Sergio Faifman (CEO)
Hi, Daniel. Thank you for your question. [Foreign language] The profitability of bagged cement and bulk are very close, are more or less the same.
[Foreign language] Obviously, bags had more price and also more costs, so the margins are better in bulk and profitability is more or less the same. [Foreign language] Regarding volumes, we can see one first stage until June, and then a hike in volumes starting in July.
[Foreign language] That recovery that we are seeing starting in July is more or less 30% up the figures of the first six months.
[Foreign language] So only keeping this tendency, we are speaking about a recovery or an increase in volumes for next year on a two-figure digit.
Daniel Rojas (Analyst)
Great. And if I may follow up, a lot of news has been published around the potential recovery of the mortgage market in Argentina. Can you give us any color on what you're seeing on the ground, how strong this recovery might be? Are banks jumping into the mortgage market, and are you starting to see permit activity, construction activity related to that,or is it too early? Thank you.
Sergio Faifman (CEO)
[Foreign language] Yes, clearly that's something that we have always said that would be very important for growth.
[Foreign language] Last few months, there has been a recovery on real estate sales.
[Foreign language] And many of those sales, those operations, end up boosting future construction projects.

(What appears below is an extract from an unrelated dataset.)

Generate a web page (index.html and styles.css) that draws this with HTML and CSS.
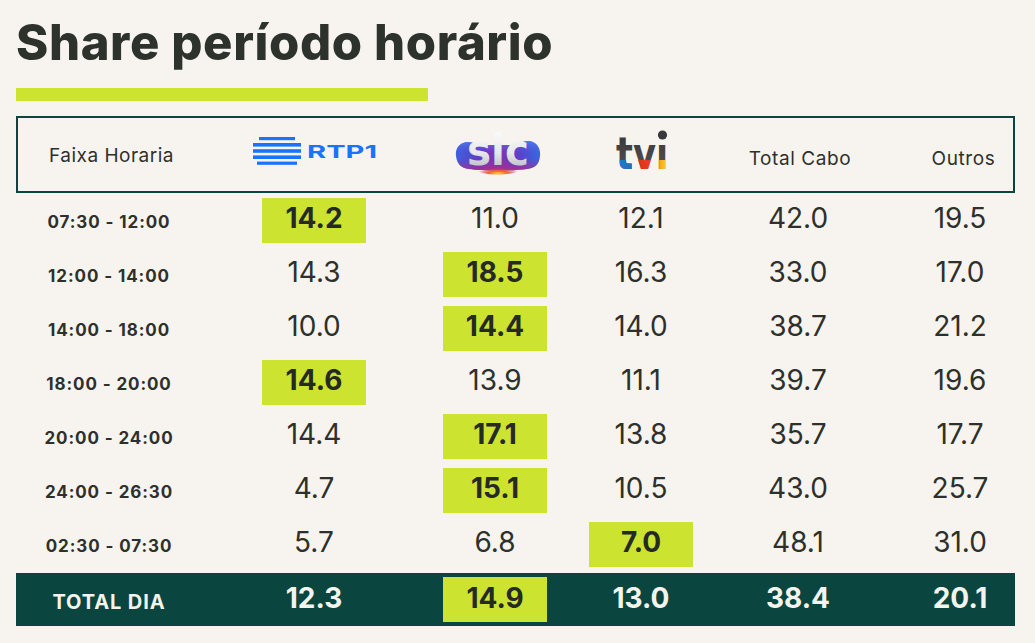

[Foreign language] So this continues and growth for sure is going to have an impact on future cement sales. [Foreign language]
Daniel Rojas (Analyst)
Thanks.
Operator (participant)
We'll conclude our question and answer session.
I would like to turn the conference back over to Diego Jalón for closing remarks.
Diego Jalón (Head of Investor Relations)
Hi. Thank you, everyone, for joining us this morning. It was a pleasure for us to have this call, and we look forward to meeting you again in our next call. Thank you very much.
Operator (participant)
The conference has now concluded. Thank you for attending today's presentation. You may now disconnect your lines and have a pleasant day.